The Biden administration announced Thursday it will allow a nationwide ban to expire. It argued that its hands are tied after the US Supreme Court signaled the moratorium would only be extended until the end of the month.
House lawmakers on Friday attempted but, ultimately failed, to pass a bill to extend the moratorium even for a few months. Some Democratic lawmakers had wanted it extended until the end of the year.
Struggling renters are now facing a health crisis and an eviction crisis, said Alicia Mazzara, a senior research analyst at the Center on Budget and Policy Priorities. Without the CDC’s moratorium, millions of people are at risk of being evicted or becoming homeless, increasing their exposure to Covid just as cases are rising across the country.

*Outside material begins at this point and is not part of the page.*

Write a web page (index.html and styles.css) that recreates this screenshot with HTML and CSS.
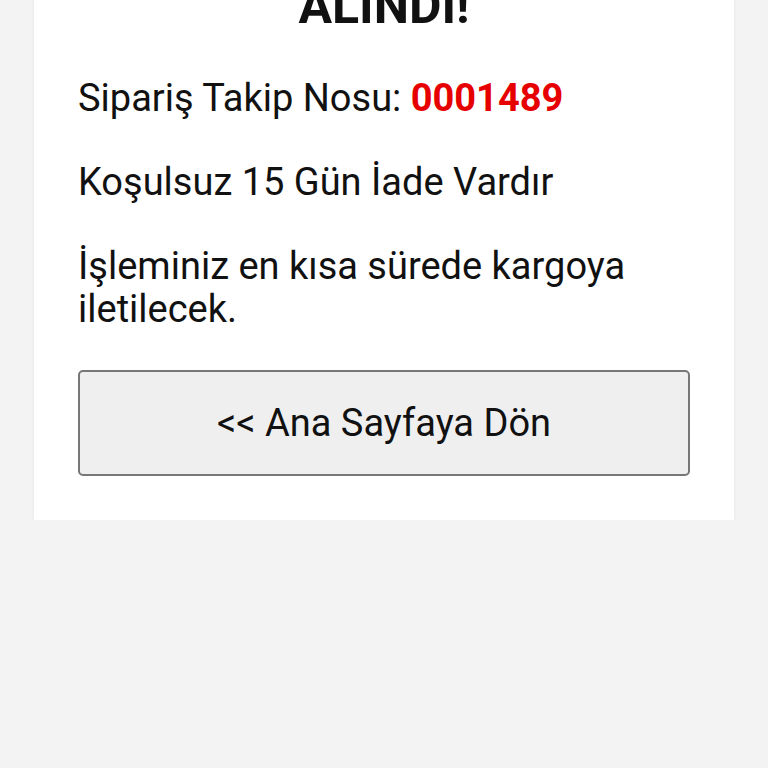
FILE: index.html
```html
<!DOCTYPE html>
<html lang="tr">
<head>
  <meta charset="UTF-8" />
  <meta name="viewport" content="width=device-width, initial-scale=1.0"/>
  <title>Siparişiniz Alındı</title>
  <link rel="stylesheet" href="styles.css">
</head>
<body>
  <div class="order-card">
    <h1>SİPARİŞİNİZ<br>ALINDI!</h1>

    <p>Sipariş Takip Nosu: <span class="order-no">0001489</span></p>
    <p>Koşulsuz 15 Gün İade Vardır</p>
    <p>İşleminiz en kısa sürede kargoya iletilecek.</p>

    <button type="button" class="home-btn">&lt;&lt; Ana Sayfaya Dön</button>
  </div>
</body>
</html>
```

FILE: styles.css
```css
body {
  margin: 0;
  background: #f3f3f3;
  font-family: Roboto, "Noto Sans", sans-serif;
  color: #111;
}

.order-card {
  background: #fff;
  margin: -84px 34px 0;
  padding: 0 44px 44px;
  box-shadow: 0 0 4px rgba(0, 0, 0, 0.06);
}

.order-card h1 {
  margin: 0;
  text-align: center;
  font-size: 50px;
  line-height: 60px;
  font-weight: 700;
}

.order-card p {
  margin: 41px 0 0;
  font-size: 38px;
  line-height: 43px;
}

.order-no {
  color: #e60000;
  font-weight: 700;
}

.home-btn {
  display: block;
  width: 100%;
  height: 106px;
  margin-top: 39px;
  background: #efefef;
  border: 2px solid #777;
  border-radius: 5px;
  font-family: inherit;
  font-size: 38px;
  color: #111;
}
```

The effects will fall heavily on people of color, particularly Black and Latino communities, who face greater risk of eviction and more barriers to vaccination. More than 15 million people live in households that owe as much as USD 20 billion to their landlords, according to the Aspen Institute. As of July 5, roughly 3.6 million people in the US said they faced eviction in the next two months, according to the U.S. Census Bureau’s Household Pulse Survey.
Parts of the South and other regions with weaker tenant protections will likely see the largest spikes and communities of color where vaccination rates are sometimes lower will be hit hardest. But advocates say this crisis is likely to have a wider impact than pre-pandemic evictions.
The Biden administration had hoped that historic amounts of rental assistance allocated by Congress in December and March would help avert an eviction crisis. But the distribution has been painfully slow. So far, only about USD 3 billion of the first tranche of USD 25 billion has been distributed through June by states and localities.
Another USD 21.5 billion will go to the states. Ashley Phonsyry, 22, who will be in court Thursday for an eviction hearing after falling several thousands dollars behind on her Fayetteville, Arkansas, two-bedroom apartment, said her landlord has refused to take rental assistance. She left her job after being hurt in a domestic violence incident and suffering from depression and anxiety.
The eviction hearing is a day after her domestic violence case goes to court. Around the country, courts, legal advocates and law enforcement agencies are gearing up for evictions to return to pre-pandemic levels, a time when 3.7 million people were displaced from their homes every year, or seven every minute, according to the Eviction Lab at Princeton University.